There are many schools of thought and divisive opinions about the ‘right’ and ‘wrong’ solution when it comes to 'solar and shade'. Retailers, installers, suppliers, marketing, and folklore amongst the industry all play their part, and with so many differing opinions, it’s easy to understand why these mixed messages cause so much confusion.
There has been growing discussion around the benefits of installing panel-level optimisation over string inverters, in both shaded and non-shaded environments. Eddy May, NRG Solar Managing Director, set out to determine how solar production varies when using different inverters with shade as a major factor. His three-month testing exercise, which involved erecting a purpose-built, ground-mounted testing station, also illustrates how far solar panels and inverters have come in the past decade.
It is often believed that in a conventional solar power system, if one panel is underperforming, all other modules will be dragged down too as they are connected together in ‘strings’, hence the term ‘string inverters’. The result of this is, if one solar panel is shaded and operating at 50% all panels in the same string will also only operate at 50% - or at least that’s what we’re told.
Panel level optimisation (or PLO) uses smart electronics, like microinverters and optimisers, to ensure each panel can pass on the maximum current without any interruption - but how necessary are these added extras?

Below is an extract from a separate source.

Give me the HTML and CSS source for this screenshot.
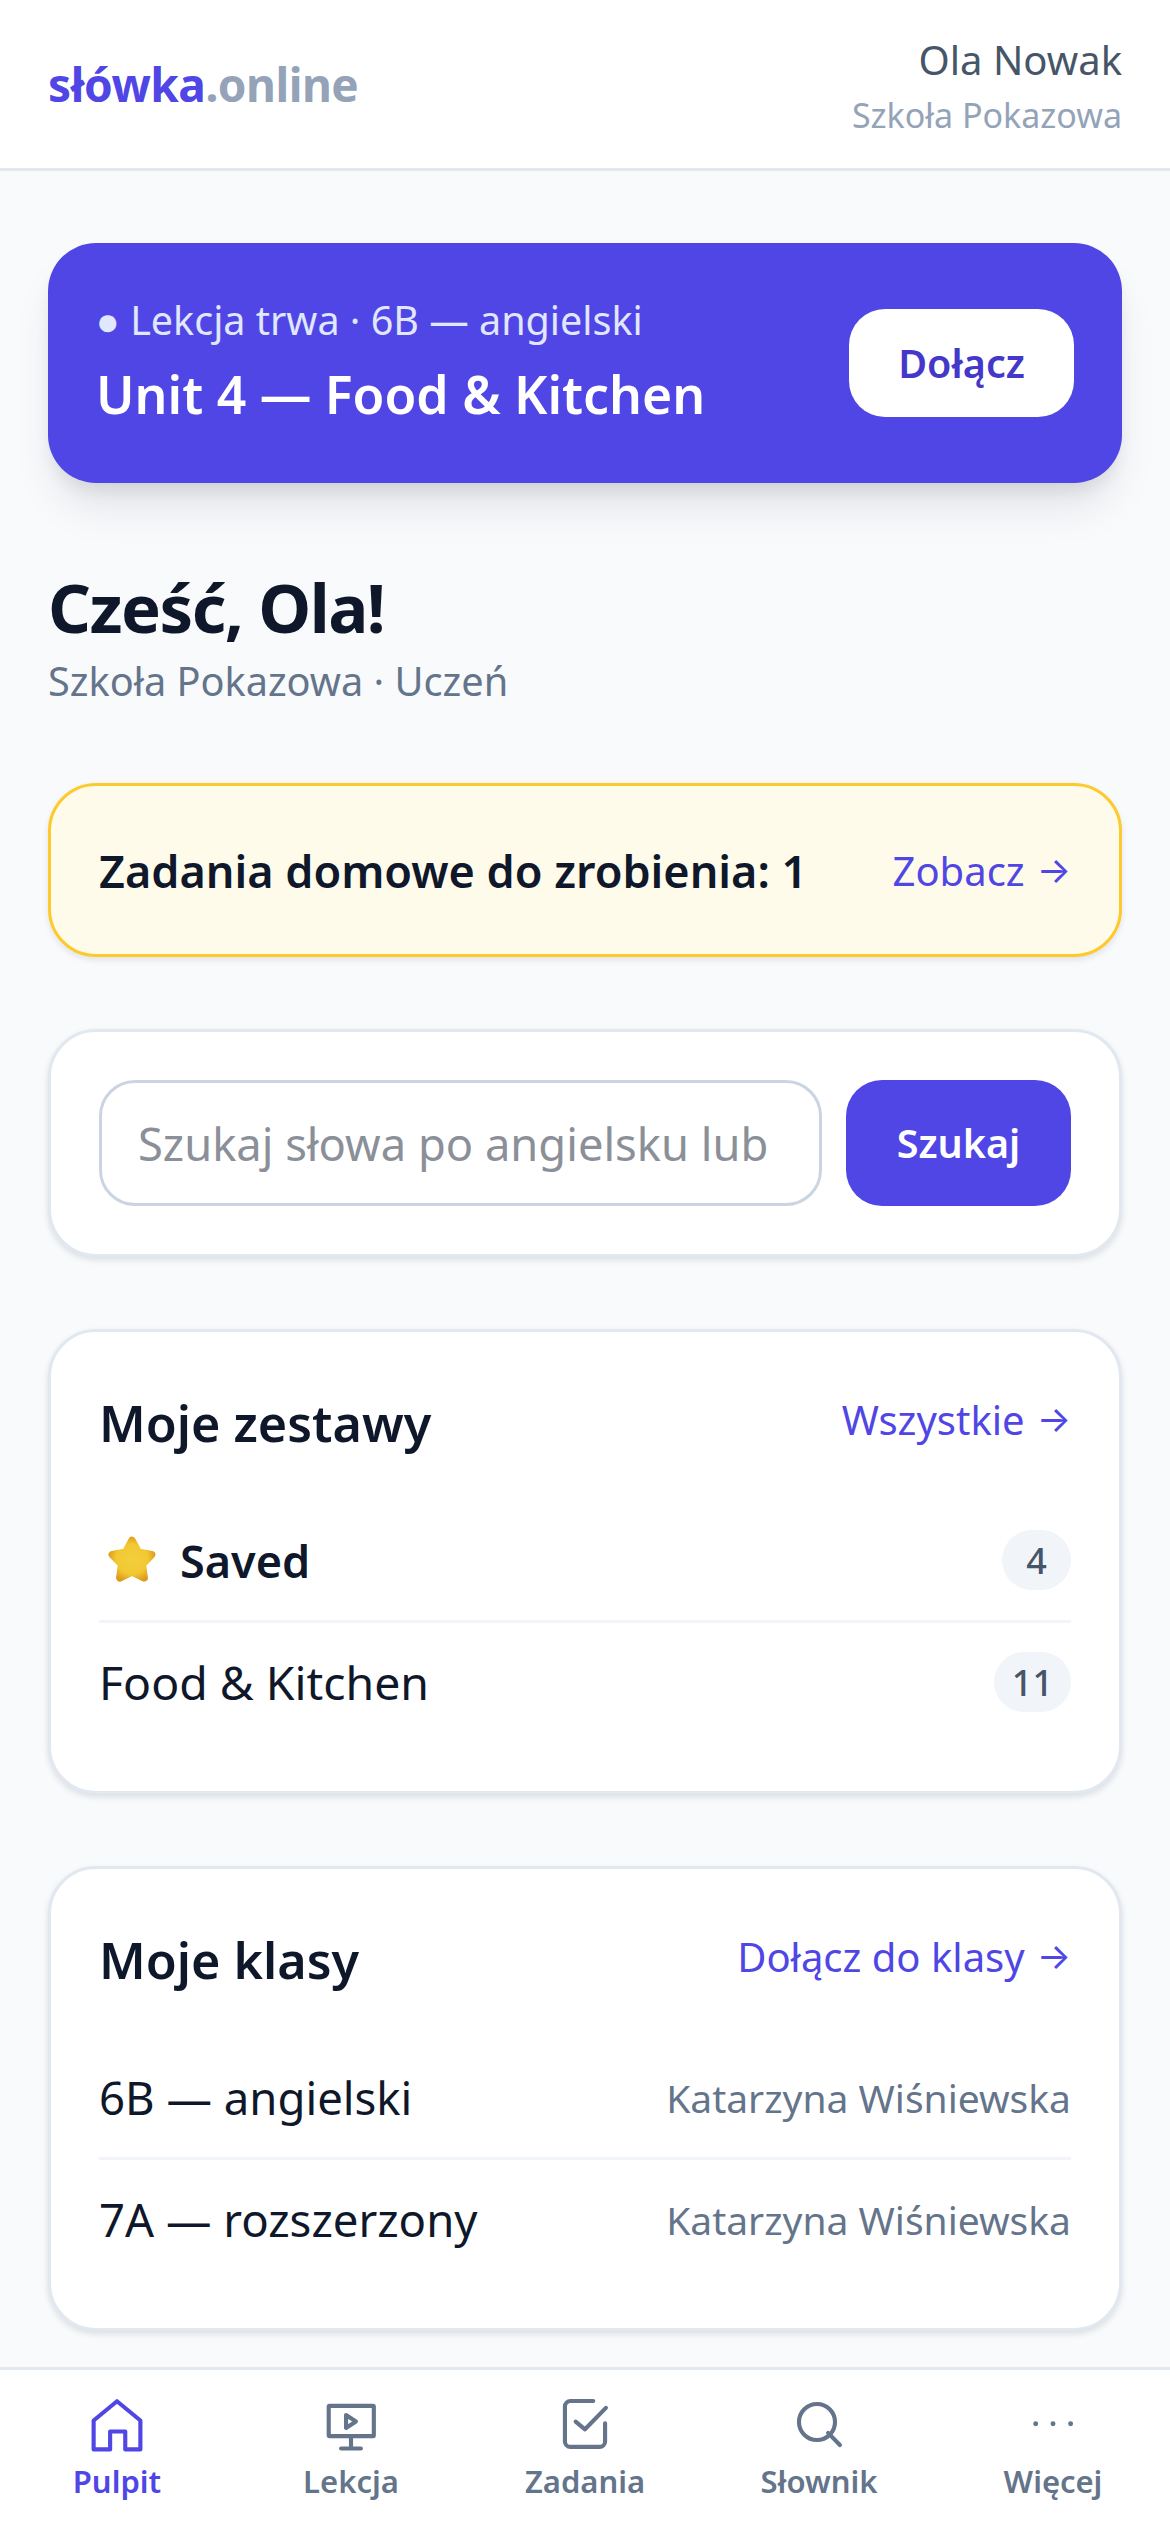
FILE: index.html
```html
<!DOCTYPE html>
<html lang="pl">
<head>
<meta charset="utf-8">
<title>słówka.online</title>
<link rel="stylesheet" href="styles.css">
</head>
<body>
<div class="app">
  <header class="topbar">
    <div class="logo">słówka<span class="logo-dim">.online</span></div>
    <div class="user">
      <div class="user-name">Ola Nowak</div>
      <div class="user-school">Szkoła Pokazowa</div>
    </div>
  </header>
  <main class="content">
    <section class="live">
      <div class="live-text">
        <div class="live-meta">● Lekcja trwa · 6B — angielski</div>
        <div class="live-title">Unit 4 — Food &amp; Kitchen</div>
      </div>
      <a class="live-btn">Dołącz</a>
    </section>
    <section class="greet">
      <h1>Cześć, Ola!</h1>
      <p>Szkoła Pokazowa · Uczeń</p>
    </section>
    <section class="hw">
      <span class="hw-text">Zadania domowe do zrobienia: 1</span>
      <a class="link">Zobacz <span class="arrow">→</span></a>
    </section>
    <section class="card search">
      <div class="search-input">Szukaj słowa po angielsku lub</div>
      <a class="search-btn">Szukaj</a>
    </section>
    <section class="card list-card">
      <div class="card-head">
        <h2>Moje zestawy</h2>
        <a class="link">Wszystkie <span class="arrow">→</span></a>
      </div>
      <div class="row">
        <span class="row-name strong">
          <svg class="star" viewBox="0 0 48 48"><defs><radialGradient id="sg" cx="0.5" cy="0.5" r="0.62"><stop offset="0" stop-color="#f3cf3d"/><stop offset="0.65" stop-color="#f2c832"/><stop offset="1" stop-color="#dd9a1c"/></radialGradient></defs><path d="M24 6l5.900 10.900L42.100 19.100 33.500 28.100 35.200 40.400 24 35 12.800 40.400 14.500 28.100 5.900 19.100 18.100 16.900z" fill="url(#sg)" stroke="url(#sg)" stroke-width="7" stroke-linejoin="round"/></svg>
          Saved
        </span>
        <span class="pill">4</span>
      </div>
      <div class="row">
        <span class="row-name wide">Food &amp; Kitchen</span>
        <span class="pill">11</span>
      </div>
    </section>
    <section class="card list-card">
      <div class="card-head">
        <h2>Moje klasy</h2>
        <a class="link">Dołącz do klasy <span class="arrow">→</span></a>
      </div>
      <div class="row">
        <span class="row-name">6B — angielski</span>
        <span class="row-side">Katarzyna Wiśniewska</span>
      </div>
      <div class="row">
        <span class="row-name">7A — rozszerzony</span>
        <span class="row-side">Katarzyna Wiśniewska</span>
      </div>
    </section>
  </main>
  <nav class="tabs">
    <a class="tab active">
      <svg class="ico" viewBox="0 0 24 24"><path d="M3.500 10 12 3l8.500 7v10.500h-5.500V14H9.500v6.500H3.500z"/></svg>
      <span>Pulpit</span>
    </a>
    <a class="tab">
      <svg class="ico" viewBox="0 0 24 24"><rect x="3.900" y="4.700" width="16.400" height="11" rx=".3"/><path d="M12 15.700v4.500M8.400 20.200h7.200"/><path d="M10.200 8l3.600 2.350-3.600 2.350z"/></svg>
      <span>Lekcja</span>
    </a>
    <a class="tab">
      <svg class="ico" viewBox="0 0 24 24"><path d="M8.600 10.400 12 13.200 19.600 5.400"/><path d="M15 2.900H6.700a2 2 0 0 0-2 2v12.700a2 2 0 0 0 2 2h10.600a2 2 0 0 0 2-2V11"/></svg>
      <span>Zadania</span>
    </a>
    <a class="tab">
      <svg class="ico" viewBox="0 0 24 24"><circle cx="11.270" cy="10.550" r="6.550"/><path d="m19.600 18.900-4.300-4.400"/></svg>
      <span>Słownik</span>
    </a>
    <a class="tab">
      <svg class="ico ico-dots" viewBox="0 0 24 24"><path d="M5.700 11.200h.01M12 11.200h.01M18.400 11.200h.01"/></svg>
      <span>Więcej</span>
    </a>
  </nav>
</div>
</body>
</html>
```
FILE: styles.css
```css
* { box-sizing: border-box; }
html, body { margin: 0; padding: 0; }
body {
  font-family: "Noto Sans", "Open Sans", sans-serif;
  background: #f8fafc;
  color: #0f172a;
}
h1, h2, p { margin: 0; }
.app { width: 1170px; height: 2532px; display: flex; flex-direction: column; overflow: hidden; }

.topbar {
  height: 171px;
  flex: none;
  background: #fff;
  border-bottom: 3px solid #e2e8f0;
  padding: 0 48px;
  display: flex;
  align-items: center;
  justify-content: space-between;
}
.logo { font-size: 46px; font-weight: 700; color: #4f46e5; letter-spacing: -0.5px; }
.logo-dim { color: #94a3b8; }
.user { text-align: right; padding-top: 3px; }
.user-name { font-size: 40px; line-height: 57px; color: #475569; }
.user-school { font-size: 34px; line-height: 51px; color: #94a3b8; margin-top: 2px; }

.content { flex: 1; padding: 72px 48px 0; display: flex; flex-direction: column; min-height: 0; }

.live {
  height: 240px;
  background: #4f46e5;
  border-radius: 48px;
  padding: 0 48px;
  display: flex;
  align-items: center;
  justify-content: space-between;
  box-shadow: 0 30px 45px -9px rgba(15, 23, 42, .1), 0 12px 18px -6px rgba(15, 23, 42, .1);
  flex: none;
}
.live-text { margin-top: -7px; }
.live-meta { font-size: 39.5px; line-height: 60px; color: #e0e7ff; }
.live-title { font-size: 51.7px; line-height: 72px; font-weight: 600; color: #fff; margin-top: 8px; }
.live-btn {
  width: 225px; height: 108px;
  background: #fff;
  color: #4338ca;
  border-radius: 36px;
  font-size: 39.5px;
  font-weight: 600;
  display: flex; align-items: center; justify-content: center;
}

.greet { margin-top: 81px; flex: none; }
.greet h1 { font-size: 67px; line-height: 87px; font-weight: 700; letter-spacing: -1.5px; }
.greet p { font-size: 39.7px; line-height: 60px; color: #64748b; }

.hw {
  margin-top: 72px;
  height: 174px;
  flex: none;
  background: #fffbeb;
  border: 3px solid #fdca2e;
  border-radius: 48px;
  padding: 0 48px;
  display: flex;
  align-items: center;
  justify-content: space-between;
  box-shadow: 0 3px 6px rgba(15, 23, 42, .1);
}
.hw-text { font-size: 45px; font-weight: 600; }
.link { font-size: 40px; color: #4f46e5; display: flex; align-items: center; gap: 12px; }
.arrow { font-family: "Inter", sans-serif; font-size: 36px; }

.card {
  background: #fff;
  border: 3px solid #e2e8f0;
  border-radius: 48px;
  box-shadow: 0 3px 6px rgba(15, 23, 42, .12);
  flex: none;
}
.search {
  margin-top: 72px;
  height: 228px;
  padding: 48px;
  display: flex;
  gap: 24px;
}
.search-input {
  flex: 1;
  min-width: 0;
  border: 3px solid #cbd5e1;
  border-radius: 36px;
  padding: 0 36px;
  display: flex;
  align-items: center;
  font-size: 45.3px;
  color: #8b8f98;
  white-space: nowrap;
  overflow: hidden;
}
.search-btn {
  width: 225px;
  background: #4f46e5;
  color: #fff;
  border-radius: 36px;
  font-size: 39.5px;
  font-weight: 600;
  display: flex; align-items: center; justify-content: center;
}

.list-card { margin-top: 72px; height: 465px; padding: 48px 48px 0; }
.card-head { display: flex; align-items: center; justify-content: space-between; height: 84px; margin-bottom: 36px; }
.card-head h2 { font-size: 50.3px; font-weight: 600; }
.card-head .link { padding-bottom: 6px; }
.row {
  height: 123px;
  display: flex;
  align-items: center;
  justify-content: space-between;
  border-bottom: 3px solid #f1f5f9;
}
.row:last-child { border-bottom: 0; padding-bottom: 5px; }
.row-name { font-size: 45.5px; display: flex; align-items: center; gap: 22px; }
.row-name.strong { font-size: 45px; font-weight: 600; }
.row-name.wide { font-size: 46.4px; }
.star { width: 52px; height: 52px; margin-left: 7px; }
.row-side { font-size: 39px; color: #64748b; }
.pill {
  min-width: 69px;
  padding: 0 18px;
  height: 60px;
  border-radius: 30px;
  background: #f1f5f9;
  color: #475569;
  font-size: 36px;
  font-weight: 500;
  display: flex; align-items: center; justify-content: center;
}

.tabs {
  height: 165px;
  flex: none;
  background: #fff;
  border-top: 3px solid #e2e8f0;
  display: grid;
  grid-template-columns: repeat(5, 1fr);
}
.tab {
  display: flex;
  flex-direction: column;
  align-items: center;
  padding-top: 23px;
  color: #64748b;
  font-size: 31px;
  font-weight: 600;
  line-height: 45px;
}
.tab.active { color: #4f46e5; }
.ico {
  width: 66px; height: 66px;
  fill: none;
  stroke: currentColor;
  stroke-width: 1.5;
  stroke-linecap: round;
  stroke-linejoin: round;
}
.ico-dots { stroke-width: 1.8; }
```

In the middle of the NRG Solar car park, a test rig was erected to allow the team to test several different scenarios that often impact the performance of a ‘string’ solar panel system. Testing began in May to cover Adelaide’s temperamental Autumn and Winter conditions with results collected at the beginning of August.
The test rig had two identical solar arrays - one with Enphase microinverters and one with a Fronius inverter, testing the performance of each system in various conditions. The setup was on one single-phase power supply to avoid voltage imbalances.
- solar production with no shade, swapping the arrays with inverters to prove equal conditions
- simulation of a 'roof vent pipe' shading each array
- simulation of a ‘chimney’ shading each array and fact-checking various marketing materials still currently being used
- smashing one panel on each array with a cricket bat to test the impact of micro-cracks.
As Eddy explains it, the consensus in the solar industry suggests that if you have chimneys or any shading, you would generally have to opt for microinverters or optimisers - otherwise your solar system will not be adequately efficient. Microinverters and optimisers are said to allow panels to perform on panel level, meaning that if one panel is shaded, it will not impact the rest of the array.
Similarly, the school of thought is that string inverters would be unsuitable in this situation and, due to the string-make-up, it would mean the entire array would be adversely impacted by the one shaded panel.
It is widely thought that when designing a solar system, you should absolutely steer clear of using a string inverter if there is any possibility of shade coverage, no matter if it’s as little as a chimney over a single panel. Yet, the evidence suggests otherwise.
When Eddy tested the arrays with a 'chimney' simulation, the Enphase microinverters outperformed the Fronius string array by about 2% - 4%.
But, during the sunniest day, Fronius outperformed Enphase for most parts of the day. Which, as Eddy explains, goes against everything the solar industry thought about string inverters and shade.
Eddy summarises his testing and findings in this video:
Enphase’s panel level monitoring is exceptionally good. Whilst we used Solar Analytics as the unbiased ‘umpire’ to determine all the outcomes, the Enphase panel-level monitoring highlighted what was going on behind the scenes on the Enphase system.
In a nutshell, Enphase microinverters performed marginally better in some situations, but there were also times when Fronius performed better.
The results with shading, chimneys, or micro-cracks are about the same. If it is mostly clear, which is about 60% of the year in South Australia, the overall difference between the microinverter and the string inverter is about 1%-2% . If it is overcast or rainy, this escalates slightly to about 3-4%.
Some other tests conducted which will allow us to give better advice to industry system designers included;
o Oversizing the string inverter to make up for the lower productions from the Fronius
o We saw that adding one additional panel to the Fronius array made that array perform better than the Enphase system.
o Having two strings in parallel (one unshaded and one heavily shaded and included the broken panel) into the one mppt on the Fronius. The maximum we could get the Fronius to deteriorate in this condition was 19% worse than the microinverter system. This proves that care still needs to be given to the design.
“As expected, Enphase ultimately came out on top in most situations. But when we look at the data, the Fronius string inverter was only a few percent behind, clearly proving that high-quality solar panels and string inverters like a Fronius have in fact come a long way to mitigate the age-old problem of shade."
Disclaimer – Eddy is not saying to go and build a solar system in the shade – direct sunlight is needed to create the best performance from your solar system. Eddy and the NRG Solar team continue to design and build solar systems using Enphase and Fronius.